▶ STORED DATA:

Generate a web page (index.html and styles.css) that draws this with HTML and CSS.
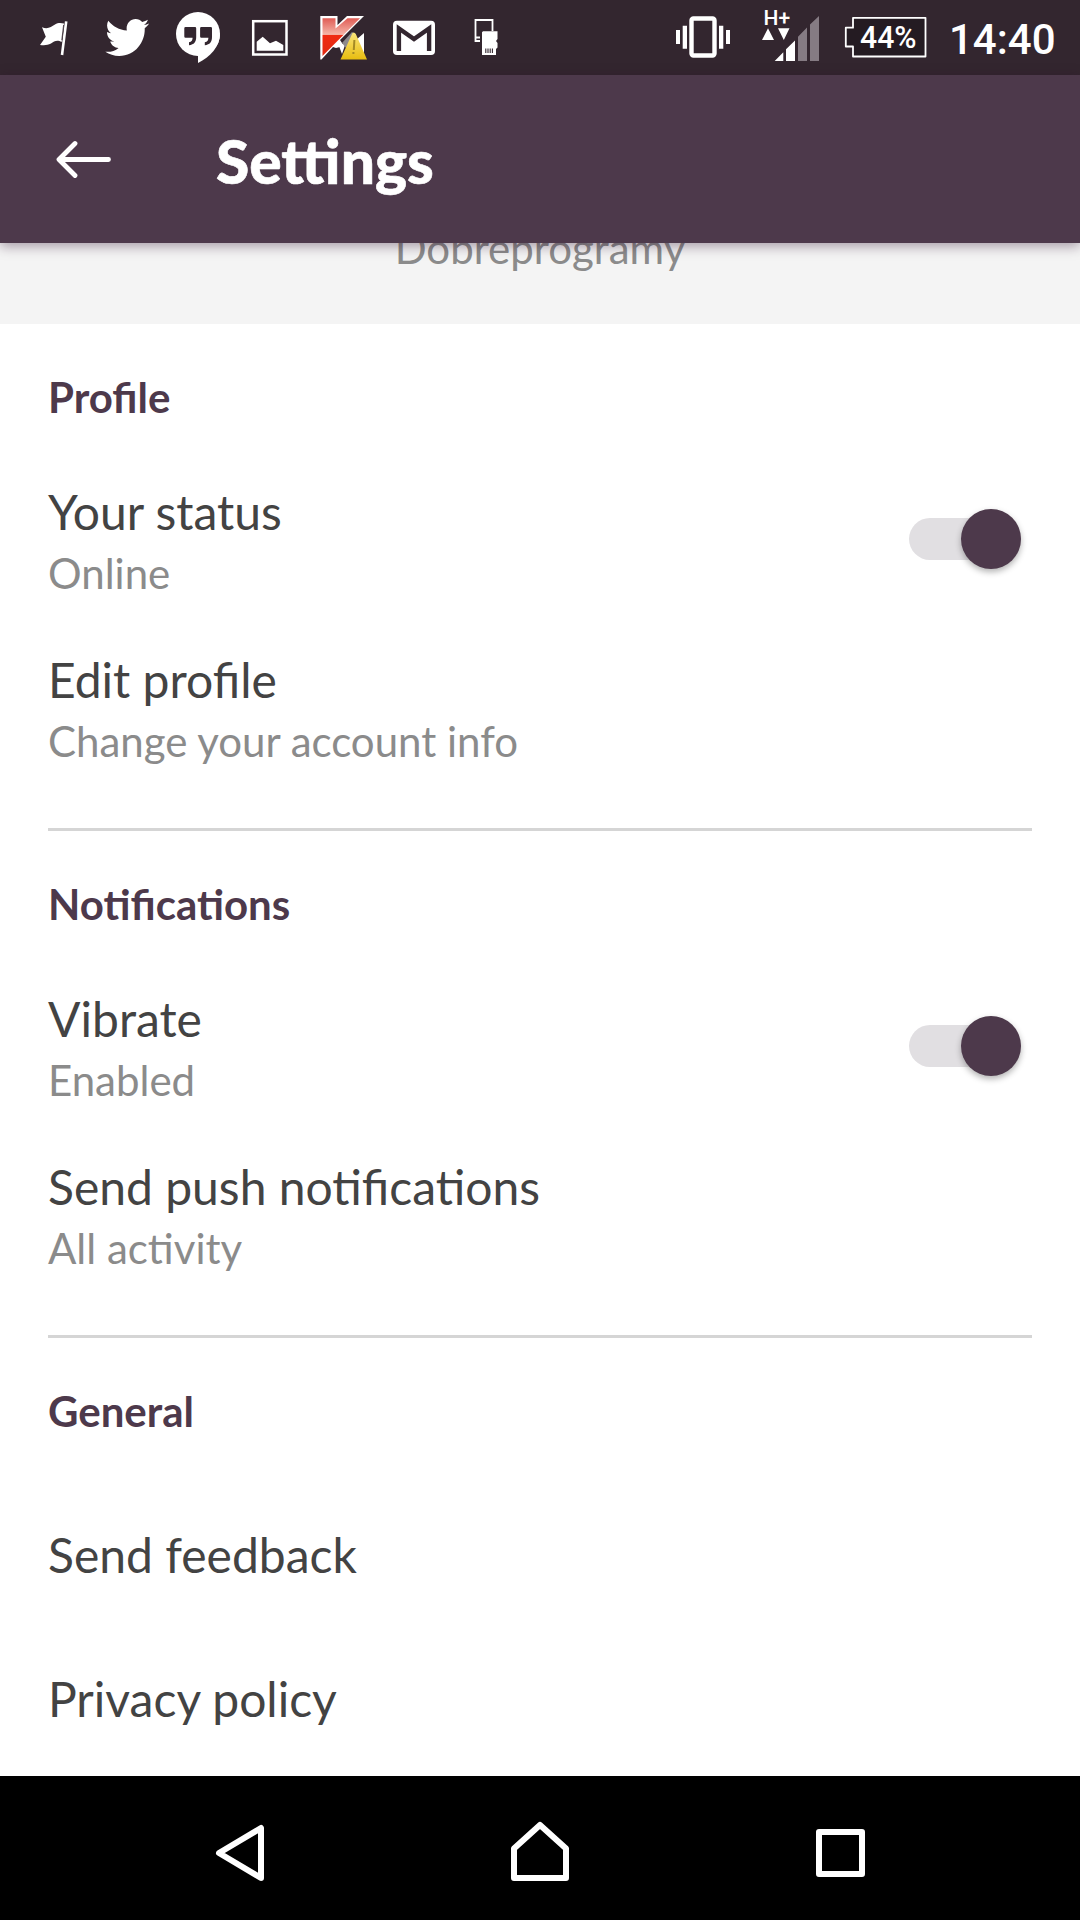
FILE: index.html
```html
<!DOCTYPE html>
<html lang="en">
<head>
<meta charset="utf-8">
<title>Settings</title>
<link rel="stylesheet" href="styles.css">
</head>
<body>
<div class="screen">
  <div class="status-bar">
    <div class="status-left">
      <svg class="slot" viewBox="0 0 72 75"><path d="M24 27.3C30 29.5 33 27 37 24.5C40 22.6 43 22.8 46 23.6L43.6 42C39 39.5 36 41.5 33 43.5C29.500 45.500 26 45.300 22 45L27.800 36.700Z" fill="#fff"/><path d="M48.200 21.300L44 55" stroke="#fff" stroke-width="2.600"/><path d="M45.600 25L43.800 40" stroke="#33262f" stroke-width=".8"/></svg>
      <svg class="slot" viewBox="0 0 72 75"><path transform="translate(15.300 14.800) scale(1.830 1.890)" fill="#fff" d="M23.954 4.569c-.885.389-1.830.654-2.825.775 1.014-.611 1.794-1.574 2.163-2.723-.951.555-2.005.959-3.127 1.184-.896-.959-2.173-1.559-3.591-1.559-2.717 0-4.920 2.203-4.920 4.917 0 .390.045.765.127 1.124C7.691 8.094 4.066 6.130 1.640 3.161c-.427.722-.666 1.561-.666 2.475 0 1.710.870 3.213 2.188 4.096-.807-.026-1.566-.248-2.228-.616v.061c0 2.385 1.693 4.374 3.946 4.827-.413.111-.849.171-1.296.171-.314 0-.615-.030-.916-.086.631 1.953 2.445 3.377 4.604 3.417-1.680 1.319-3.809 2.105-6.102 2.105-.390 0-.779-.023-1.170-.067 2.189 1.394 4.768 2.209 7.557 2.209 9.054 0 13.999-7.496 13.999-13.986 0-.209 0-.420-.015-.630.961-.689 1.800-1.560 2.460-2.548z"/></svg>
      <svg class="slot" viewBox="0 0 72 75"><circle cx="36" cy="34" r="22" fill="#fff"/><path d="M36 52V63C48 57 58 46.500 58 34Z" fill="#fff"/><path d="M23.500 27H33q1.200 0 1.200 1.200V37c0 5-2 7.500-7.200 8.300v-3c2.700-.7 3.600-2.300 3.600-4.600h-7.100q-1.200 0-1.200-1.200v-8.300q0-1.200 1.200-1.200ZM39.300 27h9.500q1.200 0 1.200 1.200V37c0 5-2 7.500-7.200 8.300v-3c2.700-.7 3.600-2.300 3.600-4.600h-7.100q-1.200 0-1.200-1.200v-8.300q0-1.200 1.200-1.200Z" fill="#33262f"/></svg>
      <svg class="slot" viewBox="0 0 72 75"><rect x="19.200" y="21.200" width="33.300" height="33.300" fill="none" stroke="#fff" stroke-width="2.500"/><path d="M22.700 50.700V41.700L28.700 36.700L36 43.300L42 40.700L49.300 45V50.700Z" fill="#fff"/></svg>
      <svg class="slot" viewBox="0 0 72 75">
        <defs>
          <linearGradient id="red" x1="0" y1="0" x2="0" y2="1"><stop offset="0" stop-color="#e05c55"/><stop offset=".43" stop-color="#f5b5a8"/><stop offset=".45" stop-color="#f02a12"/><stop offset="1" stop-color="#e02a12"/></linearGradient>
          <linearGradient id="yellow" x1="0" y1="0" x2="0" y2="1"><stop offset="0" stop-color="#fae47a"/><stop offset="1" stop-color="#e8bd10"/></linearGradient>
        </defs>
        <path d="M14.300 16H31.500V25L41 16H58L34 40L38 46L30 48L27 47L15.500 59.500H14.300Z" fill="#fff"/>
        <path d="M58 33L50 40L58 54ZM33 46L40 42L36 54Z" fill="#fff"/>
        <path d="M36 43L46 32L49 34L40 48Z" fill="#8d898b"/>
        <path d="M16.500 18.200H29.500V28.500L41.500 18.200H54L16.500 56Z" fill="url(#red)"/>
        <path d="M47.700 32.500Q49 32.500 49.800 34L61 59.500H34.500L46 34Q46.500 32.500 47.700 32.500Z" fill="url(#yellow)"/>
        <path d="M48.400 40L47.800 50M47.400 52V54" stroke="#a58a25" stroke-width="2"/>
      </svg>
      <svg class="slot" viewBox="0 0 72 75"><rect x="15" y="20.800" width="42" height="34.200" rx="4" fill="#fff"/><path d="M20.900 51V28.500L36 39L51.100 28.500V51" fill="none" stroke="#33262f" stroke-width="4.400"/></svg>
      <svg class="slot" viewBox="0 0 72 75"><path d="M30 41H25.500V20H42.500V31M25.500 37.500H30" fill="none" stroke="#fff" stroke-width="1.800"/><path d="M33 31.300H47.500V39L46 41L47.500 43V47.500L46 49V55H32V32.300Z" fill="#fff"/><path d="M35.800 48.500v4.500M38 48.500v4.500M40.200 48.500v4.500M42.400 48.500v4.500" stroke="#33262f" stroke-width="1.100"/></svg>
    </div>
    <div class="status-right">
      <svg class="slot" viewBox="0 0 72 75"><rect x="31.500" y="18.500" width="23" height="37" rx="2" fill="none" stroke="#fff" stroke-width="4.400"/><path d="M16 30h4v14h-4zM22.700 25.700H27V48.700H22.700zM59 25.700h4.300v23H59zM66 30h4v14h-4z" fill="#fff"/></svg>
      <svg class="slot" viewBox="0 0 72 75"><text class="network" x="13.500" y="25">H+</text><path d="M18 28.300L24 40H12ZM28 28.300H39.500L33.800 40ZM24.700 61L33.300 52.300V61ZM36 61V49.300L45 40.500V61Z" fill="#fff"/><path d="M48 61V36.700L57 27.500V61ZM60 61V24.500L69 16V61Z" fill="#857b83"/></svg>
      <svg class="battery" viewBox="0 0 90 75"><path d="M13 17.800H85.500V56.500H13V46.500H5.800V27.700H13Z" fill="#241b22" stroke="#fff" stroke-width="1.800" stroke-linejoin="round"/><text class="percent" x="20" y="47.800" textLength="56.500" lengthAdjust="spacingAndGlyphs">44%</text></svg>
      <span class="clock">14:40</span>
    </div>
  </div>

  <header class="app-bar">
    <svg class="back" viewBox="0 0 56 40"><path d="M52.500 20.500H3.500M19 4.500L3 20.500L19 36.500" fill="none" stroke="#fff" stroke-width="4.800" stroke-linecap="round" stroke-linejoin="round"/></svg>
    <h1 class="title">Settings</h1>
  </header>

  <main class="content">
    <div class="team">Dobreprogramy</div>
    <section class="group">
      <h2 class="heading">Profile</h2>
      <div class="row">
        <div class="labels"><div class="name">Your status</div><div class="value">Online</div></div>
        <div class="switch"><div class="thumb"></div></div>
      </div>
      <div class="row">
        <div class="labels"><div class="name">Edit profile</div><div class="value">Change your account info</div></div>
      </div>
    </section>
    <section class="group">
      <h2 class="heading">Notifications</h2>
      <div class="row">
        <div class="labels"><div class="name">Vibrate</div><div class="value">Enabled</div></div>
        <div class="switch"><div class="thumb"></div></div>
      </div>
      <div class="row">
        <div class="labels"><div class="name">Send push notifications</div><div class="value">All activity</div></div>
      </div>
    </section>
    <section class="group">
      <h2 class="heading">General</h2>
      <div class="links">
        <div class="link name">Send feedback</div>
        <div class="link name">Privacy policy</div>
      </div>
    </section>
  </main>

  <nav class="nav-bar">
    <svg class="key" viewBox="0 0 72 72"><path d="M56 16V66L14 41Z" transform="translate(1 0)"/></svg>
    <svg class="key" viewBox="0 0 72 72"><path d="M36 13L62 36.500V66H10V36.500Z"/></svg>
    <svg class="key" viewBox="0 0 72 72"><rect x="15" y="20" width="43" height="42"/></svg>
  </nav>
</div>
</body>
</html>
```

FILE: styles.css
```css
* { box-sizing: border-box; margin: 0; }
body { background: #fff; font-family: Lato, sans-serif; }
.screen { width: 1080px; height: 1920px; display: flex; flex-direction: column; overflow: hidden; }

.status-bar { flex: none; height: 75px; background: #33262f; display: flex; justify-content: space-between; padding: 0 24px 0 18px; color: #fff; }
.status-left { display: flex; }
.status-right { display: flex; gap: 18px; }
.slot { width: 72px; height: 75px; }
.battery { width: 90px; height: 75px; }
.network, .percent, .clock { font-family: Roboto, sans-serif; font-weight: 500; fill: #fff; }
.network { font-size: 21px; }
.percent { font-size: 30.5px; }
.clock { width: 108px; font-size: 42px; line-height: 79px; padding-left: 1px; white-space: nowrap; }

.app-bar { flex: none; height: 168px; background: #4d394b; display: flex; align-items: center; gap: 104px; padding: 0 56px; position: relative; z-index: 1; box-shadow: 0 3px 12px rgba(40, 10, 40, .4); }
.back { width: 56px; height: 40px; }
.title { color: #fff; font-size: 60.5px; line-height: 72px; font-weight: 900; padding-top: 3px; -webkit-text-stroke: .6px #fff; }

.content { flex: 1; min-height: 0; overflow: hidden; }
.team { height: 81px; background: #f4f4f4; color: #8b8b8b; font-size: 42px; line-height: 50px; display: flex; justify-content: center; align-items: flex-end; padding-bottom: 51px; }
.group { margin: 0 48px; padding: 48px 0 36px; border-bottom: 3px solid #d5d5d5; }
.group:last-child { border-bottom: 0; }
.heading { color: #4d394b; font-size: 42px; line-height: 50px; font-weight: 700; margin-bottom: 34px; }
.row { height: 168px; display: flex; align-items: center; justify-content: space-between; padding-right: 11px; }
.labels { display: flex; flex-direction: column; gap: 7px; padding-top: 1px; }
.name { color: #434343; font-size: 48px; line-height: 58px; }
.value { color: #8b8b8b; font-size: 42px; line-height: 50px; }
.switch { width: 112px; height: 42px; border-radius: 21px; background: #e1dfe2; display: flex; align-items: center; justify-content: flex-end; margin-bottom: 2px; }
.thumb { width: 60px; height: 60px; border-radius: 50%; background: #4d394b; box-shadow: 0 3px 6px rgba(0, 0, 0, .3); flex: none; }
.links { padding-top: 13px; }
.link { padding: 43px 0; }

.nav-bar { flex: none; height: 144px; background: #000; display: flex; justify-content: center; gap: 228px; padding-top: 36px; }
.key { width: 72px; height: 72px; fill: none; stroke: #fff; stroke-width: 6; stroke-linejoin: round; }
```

▶ GOAL OF THE EXERCISE:
Pull out every line containing "index".

▶ RESPONSE:
Generate a web page (index.html and styles.css) that draws this with HTML and CSS.
FILE: index.html
.app-bar { flex: none; height: 168px; background: #4d394b; display: flex; align-items: center; gap: 104px; padding: 0 56px; position: relative; z-index: 1; box-shadow: 0 3px 12px rgba(40, 10, 40, .4); }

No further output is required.